Courtesy Michael Light 
  
 
LL/16167 
  
Photo Synthesis
Colin Westerbeck
 
Sugar was the code name for one of the first atomic bomb blasts conducted at the Nevada Proving Ground about 65 miles from Las Vegas. The 1.2-kiloton yield produced by nuclear fission on this occasion was relatively low-level, at least in comparison with the hydrogen bombs employing nuclear fusion that would be exploded later at Enewetak and other Pacific Islands. Setting off this bomb only a few feet above ground level did have some dramatic results, however.

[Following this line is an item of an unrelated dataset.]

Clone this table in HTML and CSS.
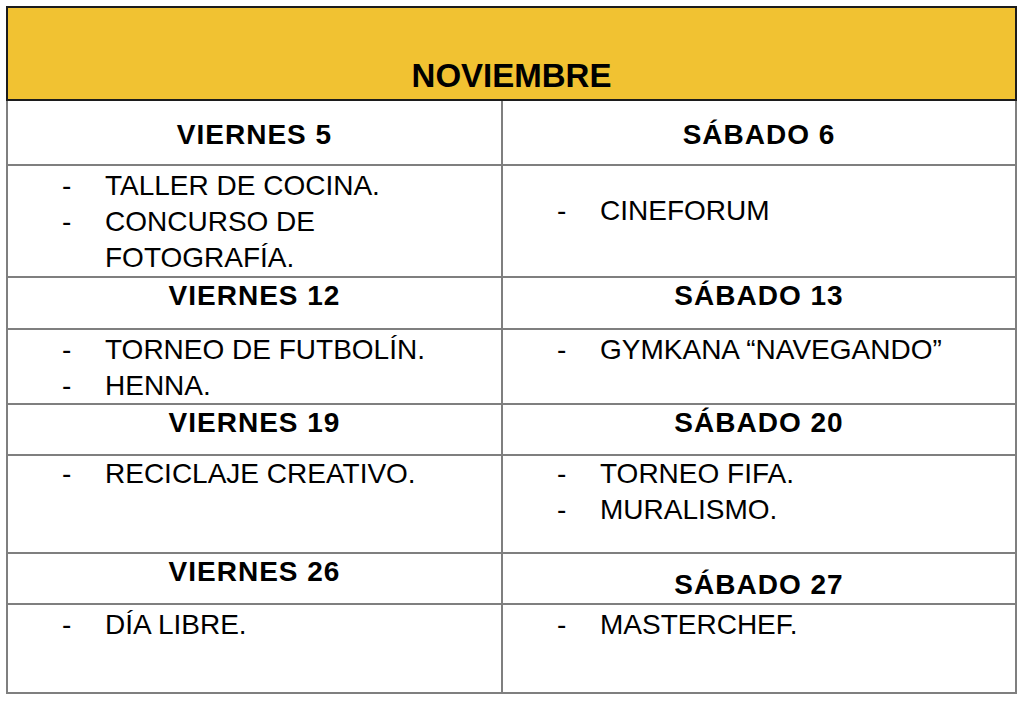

One was to lift 50,000 cubic feet of vaporized, irradiated soil 11,000 feet into the atmosphere.
 
I know all this because San-Francisco-based photographer Michael Light tracked down every government photograph of the nuclear-test program he could find in the public domain and published a selection of them in a 2003 book titled "100 SUNS." The 1352nd Photographic Group that made most of the images was stationed in Hollywood, in order to keep up with developments in picture-taking technology.
 
Light's own recent photographs show how powerfully the documentation he uncovered has affected him. His series Some Dry Space is of the Western desert shot from a low-flying plane. It's what you might call a bomb's-eye view of the sort of terrain where the nuclear detonations took place.